* Short exercise
In the listing below, identify each line with the word "full" and return those lines.

* Recorded data
◇ ◇ ◇ ◇ ◇ ◇ ◇

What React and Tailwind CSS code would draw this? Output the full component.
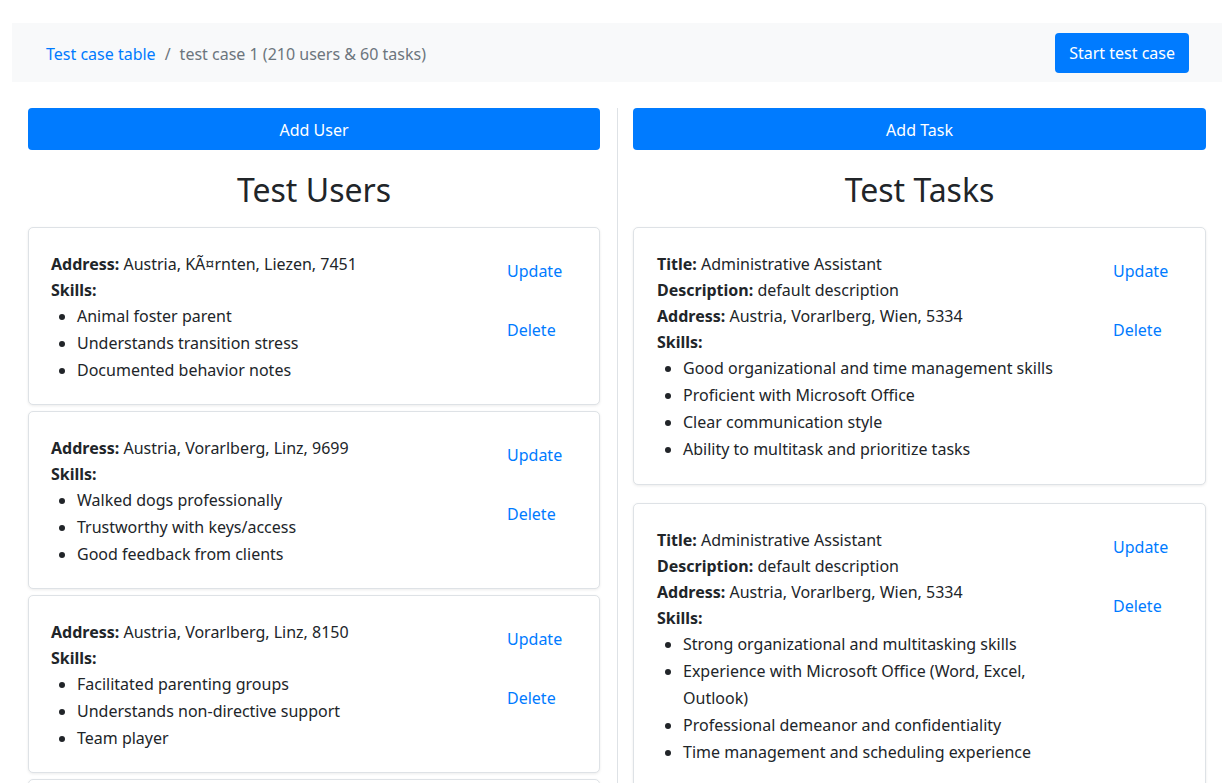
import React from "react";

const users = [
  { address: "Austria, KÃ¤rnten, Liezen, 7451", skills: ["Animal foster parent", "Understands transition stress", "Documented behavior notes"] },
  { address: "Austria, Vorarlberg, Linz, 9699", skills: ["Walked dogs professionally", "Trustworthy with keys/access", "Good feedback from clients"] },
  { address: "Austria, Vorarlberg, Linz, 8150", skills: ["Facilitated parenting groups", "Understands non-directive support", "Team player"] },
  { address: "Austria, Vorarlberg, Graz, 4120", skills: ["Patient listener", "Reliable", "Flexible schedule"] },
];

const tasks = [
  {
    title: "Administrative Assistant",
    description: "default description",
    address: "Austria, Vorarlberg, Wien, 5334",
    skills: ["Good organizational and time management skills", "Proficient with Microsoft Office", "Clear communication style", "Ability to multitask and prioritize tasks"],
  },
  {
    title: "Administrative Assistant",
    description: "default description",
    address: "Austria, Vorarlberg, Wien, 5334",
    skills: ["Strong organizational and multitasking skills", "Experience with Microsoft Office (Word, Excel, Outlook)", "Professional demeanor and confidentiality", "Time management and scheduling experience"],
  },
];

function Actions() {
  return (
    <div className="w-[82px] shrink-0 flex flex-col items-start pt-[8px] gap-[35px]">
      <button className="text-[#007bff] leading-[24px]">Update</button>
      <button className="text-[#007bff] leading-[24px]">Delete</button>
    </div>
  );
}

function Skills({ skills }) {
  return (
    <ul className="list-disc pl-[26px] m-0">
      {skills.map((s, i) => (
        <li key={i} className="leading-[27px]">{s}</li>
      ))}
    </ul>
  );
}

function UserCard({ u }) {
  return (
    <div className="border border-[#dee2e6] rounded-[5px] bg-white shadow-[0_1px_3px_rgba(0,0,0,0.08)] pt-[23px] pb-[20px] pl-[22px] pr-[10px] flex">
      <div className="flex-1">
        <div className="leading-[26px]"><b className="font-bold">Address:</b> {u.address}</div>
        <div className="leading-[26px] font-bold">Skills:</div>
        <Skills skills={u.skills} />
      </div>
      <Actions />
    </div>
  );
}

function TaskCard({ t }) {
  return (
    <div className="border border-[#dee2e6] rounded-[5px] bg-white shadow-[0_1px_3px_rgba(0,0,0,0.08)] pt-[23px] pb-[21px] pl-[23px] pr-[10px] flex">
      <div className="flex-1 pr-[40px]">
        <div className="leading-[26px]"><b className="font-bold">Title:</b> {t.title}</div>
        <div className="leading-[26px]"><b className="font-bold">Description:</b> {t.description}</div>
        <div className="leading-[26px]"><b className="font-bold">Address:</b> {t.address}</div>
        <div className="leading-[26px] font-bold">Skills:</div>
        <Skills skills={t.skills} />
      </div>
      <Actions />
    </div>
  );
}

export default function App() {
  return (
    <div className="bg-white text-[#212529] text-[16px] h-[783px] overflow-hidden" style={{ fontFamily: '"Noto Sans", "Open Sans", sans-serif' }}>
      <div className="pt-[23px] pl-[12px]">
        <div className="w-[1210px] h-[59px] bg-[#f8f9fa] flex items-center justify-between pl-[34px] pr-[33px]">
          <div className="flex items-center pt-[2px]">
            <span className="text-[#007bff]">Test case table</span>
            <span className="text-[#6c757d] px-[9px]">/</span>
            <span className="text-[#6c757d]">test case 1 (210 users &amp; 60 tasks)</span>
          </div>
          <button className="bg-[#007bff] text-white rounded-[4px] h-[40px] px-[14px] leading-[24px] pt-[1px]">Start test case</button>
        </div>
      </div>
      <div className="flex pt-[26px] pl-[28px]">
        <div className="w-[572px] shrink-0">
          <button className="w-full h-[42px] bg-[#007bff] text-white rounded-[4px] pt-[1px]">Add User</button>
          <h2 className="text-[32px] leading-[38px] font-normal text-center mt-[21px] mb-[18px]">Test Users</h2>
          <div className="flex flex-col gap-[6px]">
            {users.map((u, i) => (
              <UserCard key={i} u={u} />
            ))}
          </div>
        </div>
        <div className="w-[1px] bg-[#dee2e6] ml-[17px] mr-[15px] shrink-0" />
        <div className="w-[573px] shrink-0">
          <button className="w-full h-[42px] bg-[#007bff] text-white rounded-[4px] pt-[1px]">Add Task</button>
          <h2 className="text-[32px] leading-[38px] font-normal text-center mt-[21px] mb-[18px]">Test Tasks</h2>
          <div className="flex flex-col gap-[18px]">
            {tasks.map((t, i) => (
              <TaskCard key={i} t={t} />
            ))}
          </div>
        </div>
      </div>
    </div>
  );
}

◇ ◇ ◇ ◇ ◇ ◇ ◇

* Task output
What React and Tailwind CSS code would draw this? Output the full component.
          <button className="w-full h-[42px] bg-[#007bff] text-white rounded-[4px] pt-[1px]">Add User</button>
          <button className="w-full h-[42px] bg-[#007bff] text-white rounded-[4px] pt-[1px]">Add Task</button>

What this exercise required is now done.